Kerstin Losert
Kleider machen Männer.
Mittelalterliche Geschlechterkonstruktion und die Legende der Hildegund von Schönau

Übersicht des Beitrags

Das hagiographische Motiv der Frau, die sich als Mann ausgibt, in ein Männerkloster eintritt und dafür schließlich als Heilige verehrt wird, lässt sich von der Spätantike bis ins Hoch- und Spätmittelalter verfolgen.
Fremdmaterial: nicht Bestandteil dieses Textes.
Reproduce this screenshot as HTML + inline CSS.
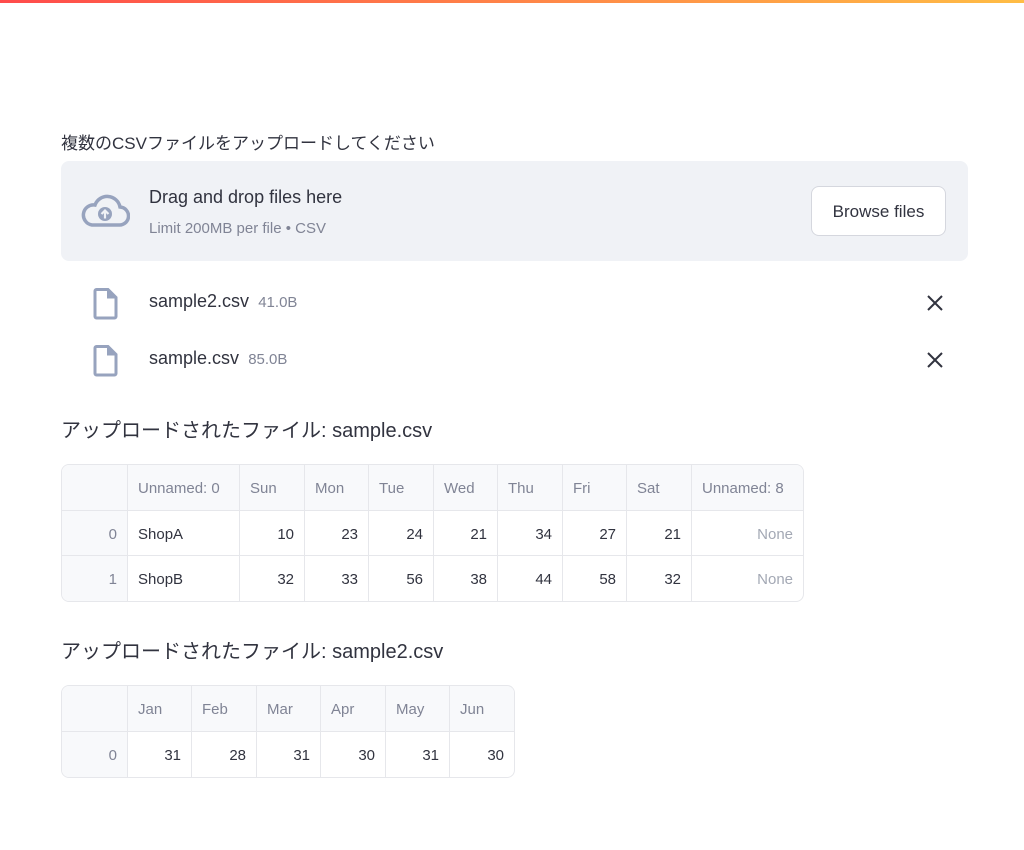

Die Existenz dieses Motivs und die darin enthaltene positive Bewertung des Kleidertauschs überraschen umso mehr, als der Wechsel von Kleidung und Geschlechtsidentität in zahlreichen anderen Texten frühchristlicher und mittelalterlicher Autoren als Angriff auf die Geschlechterhierarchie und damit als eine Infragestellung der natürlichen Ordnung gewertet wird. Anhand der im Hochmittelalter entstandenen Vita der Hildegund von Schönau kann gezeigt werden, dass eine positive Schilderung von Frauen in Männerkleidung auch in der Legendenliteratur keine Selbstverständlichkeit darstellt, sondern durch bestimmte Erzählstrategien legitimiert werden muss. In seiner Version der Hildegundvita schildert der Zisterziensermönch Caesarius von Heisterbach beispielsweise typische "weibliche" Eigenschaften der Protagonistin in anekdotenhafter Weise, um die Unmöglichkeit der Überschreitung von Geschlechtergrenzen zu verdeutlichen. Dabei steht die Beteuerung des Verfassers, die Mönche hätten nichts von Hildegunds wahrer Geschlechtsidentität geahnt, in scharfem Kontrast zu dem mehr als auffällig geschilderten Verhalten des jungen Mädchens.